Updated at 14:27,16-12-2024

Belarus encourages Poland to buy electricity from Astravets NPP

Belsat

Poland could assist Belarus in supplying electricity from the future nuclear power plant into the European Union, Belarusian Prime Minister Andrey Kabyakou told Polish Deputy Prime Minister Mateusz Morawiecki on Monday.

“We could very well work together in supplying electricity from Belarus to the European Union. Poland could use this electricity or could transit it further into the European Union,” state-run news agency BelTA quotes Kabyakou as saying.

According to the top official, such cooperation might become a new promising direction in Belarus-Poland relations.

The Belarusian NPP in Astravets is being constructed by Russia’s nuclear corporation Rosatom. The NPP first power-generating unit is scheduled for commissioning in 2018. The project faced opposition at home and abroad on both safety and political grounds. Lithuania is the main critic of the idea of the Belarusian nuclear power plant, which is only 20 km from the border and 50 km from Vilnius.

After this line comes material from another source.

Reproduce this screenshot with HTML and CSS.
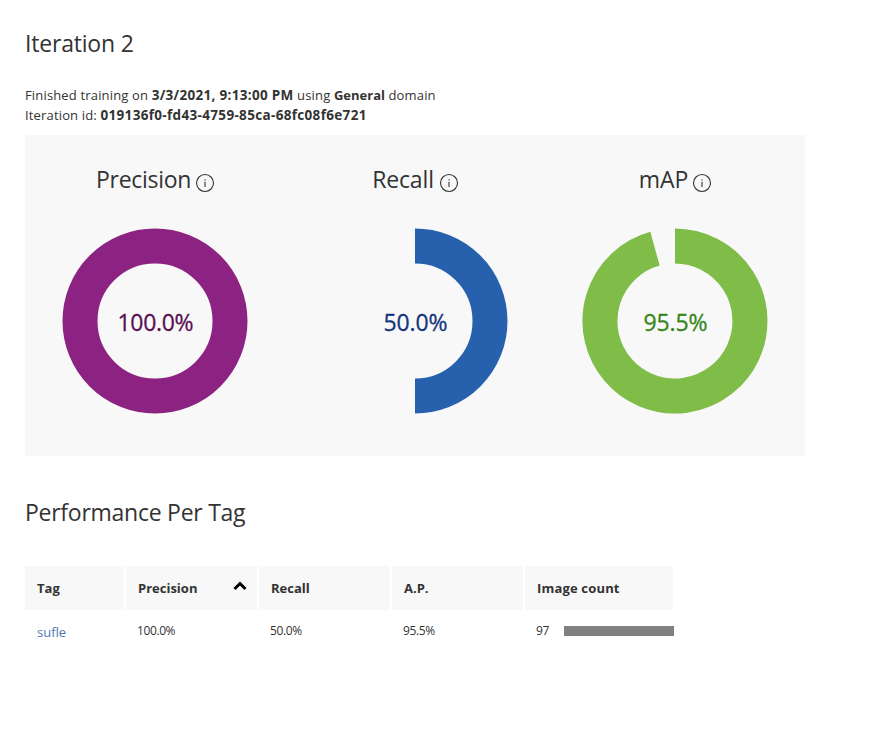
FILE: index.html
```html
<!DOCTYPE html>
<html lang="en">
<head>
<meta charset="utf-8">
<title>Iteration 2</title>
<link rel="stylesheet" href="styles.css">
</head>
<body>
<main class="page">
  <h1 class="title"><span class="t-iter">Iteration 2</span></h1>
  <div class="meta">
    <div>Finished training on <b class="date">3/3/2021, 9:13:00 PM</b> using <b class="domain">General</b> domain</div>
    <div>Iteration id: <b class="id">019136f0-fd43-4759-85ca-68fc08f6e721</b></div>
  </div>
  <section class="panel">
    <div class="metric">
      <h2 class="label"><span class="l-precision">Precision</span><svg class="info" viewBox="0 0 20 20"><circle cx="10" cy="10" r="8.5"/><path d="M10 8.7V14M10 6.2V7.4"/></svg></h2>
      <svg class="donut" viewBox="0 0 186 186">
        <circle cx="93" cy="93" r="75" fill="none" stroke="#8c2383" stroke-width="35"/>
        <text x="93.5" y="103" textLength="76" fill="#5a1055" stroke="#5a1055">100.0%</text>
      </svg>
    </div>
    <div class="metric">
      <h2 class="label"><span class="l-recall">Recall</span><svg class="info" viewBox="0 0 20 20"><circle cx="10" cy="10" r="8.5"/><path d="M10 8.7V14M10 6.2V7.4"/></svg></h2>
      <svg class="donut" viewBox="0 0 186 186">
        <path d="M93 18A75 75 0 0 1 93 168" fill="none" stroke="#2761ae" stroke-width="35"/>
        <text x="93.5" y="103" textLength="64" fill="#15357c" stroke="#15357c">50.0%</text>
      </svg>
    </div>
    <div class="metric">
      <h2 class="label"><span class="l-map">mAP</span><svg class="info" viewBox="0 0 20 20"><circle cx="10" cy="10" r="8.5"/><path d="M10 8.7V14M10 6.2V7.4"/></svg></h2>
      <svg class="donut" viewBox="0 0 186 186">
        <path d="M93 18A75 75 0 1 1 73 20.7" fill="none" stroke="#7fbc48" stroke-width="35"/>
        <text x="93.5" y="103" textLength="64" fill="#36861a" stroke="#36861a">95.5%</text>
      </svg>
    </div>
  </section>
  <h1 class="title perf"><span class="t-perf">Performance Per Tag</span></h1>
  <div class="grid head">
    <div><span>Tag</span></div>
    <div><span>Precision</span><svg class="sort" viewBox="0 0 14 10"><path d="M1.5 8L7 2.5L12.5 8"/></svg></div>
    <div><span>Recall</span></div>
    <div><span>A.P.</span></div>
    <div><span class="h-count">Image count</span></div>
  </div>
  <div class="grid row">
    <div class="tag"><a>sufle</a></div>
    <div><span>100.0%</span></div>
    <div><span>50.0%</span></div>
    <div><span>95.5%</span></div>
    <div class="count"><span>97</span><i class="bar"></i></div>
  </div>
</main>
</body>
</html>
```
FILE: styles.css
```css
* { box-sizing: border-box; }
body {
  margin: 0;
  background: #fff;
  color: #333;
  font-family: "Open Sans", "Noto Sans", sans-serif;
  font-size: 13px;
}
.page { padding: 27px 0 0 25px; }
.title { margin: 0; font-size: 23px; font-weight: 400; line-height: 32px; white-space: nowrap; }
.t-iter { letter-spacing: -0.2px; }
.t-perf { letter-spacing: -0.26px; }
.meta { height: 40px; margin-top: 26px; line-height: 20px; letter-spacing: 0.16px; white-space: nowrap; }
.meta > div { height: 20px; }
.date { font-size: 13.5px; letter-spacing: 0.3px; }
.domain { letter-spacing: 0; }
.id { font-size: 13.5px; letter-spacing: 0.33px; }
.panel {
  display: grid;
  grid-template-columns: repeat(3, 260px);
  width: 780px;
  height: 321px;
  margin-top: 10px;
  background: #f8f8f8;
}
.metric { display: flex; flex-direction: column; align-items: center; padding-top: 28px; }
.label {
  display: flex;
  align-items: center;
  gap: 5px;
  height: 32px;
  margin: 0;
  font-size: 23px;
  font-weight: 400;
  line-height: 32px;
}
.l-precision { margin: 0 -1px 0 1px; letter-spacing: -0.3px; }
.l-recall { margin-left: 1px; letter-spacing: -0.15px; }
.l-map { margin: 0 -1px 0 1px; }
.info { width: 20px; height: 20px; margin-top: 8px; fill: none; stroke: #333; stroke-width: 1.1; }
.donut { width: 186px; height: 186px; margin-top: 33px; }
.donut text { font-size: 23px; text-anchor: middle; stroke-width: 0.3; }
.perf { margin-top: 40px; }
.grid { display: grid; grid-template-columns: 99px 131px 131px 131px 148px; column-gap: 2px; }
.head { margin-top: 38px; font-weight: 700; }
.head > div {
  display: flex;
  align-items: center;
  justify-content: space-between;
  height: 44px;
  padding: 0 10px 0 12px;
  background: #f8f8f8;
  white-space: nowrap;
}
.h-count { letter-spacing: 0.17px; }
.sort { width: 14px; height: 10px; margin: -4px 0 0 0; fill: none; stroke: #000; stroke-width: 3; }
.row { font-size: 12px; line-height: 20px; padding-top: 11px; letter-spacing: -0.4px; }
.row > div { padding-left: 11px; }
.row .tag { padding: 1px 0 0 12px; font-size: 13px; color: #4f78b0; letter-spacing: 0; }
.row .count { display: flex; align-items: flex-start; justify-content: space-between; margin-right: -1px; }
.bar { width: 110px; height: 10px; margin-top: 5px; background: #808080; }
```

In 2015, Belarus and Poland revived their dialogue; this year, inter-agency cooperation, in particular, between the two countries’ agricultural and environment ministries, has been boosting. After a very long break, Poland’s Prime Minister visited Belarus. In turn, Belarus’ Foreign Minister Uladzimir Makey came to Poland and met with Polish President Andrzej Duda.

Minsk is apparently hoping for intensifying cooperation with Poland in many fields. Today, meeting with Mateusz Morawiecki, the Belarusian leader offered Poland to ‘raise bar’ in mutual trade amid Russia’s food inport embargo.

Poland’s delegation is visiting Belarus now. Its head Mateusz Morawiecki, Poland’s Deputy Prime Minister and Minister of Finance and Development, is to be present at the opening of the 20th Belarusian-Polish economic forum Good Neighborliness, participate in the 4th meeting of the joint commission for economic cooperation and hold top level negotiations.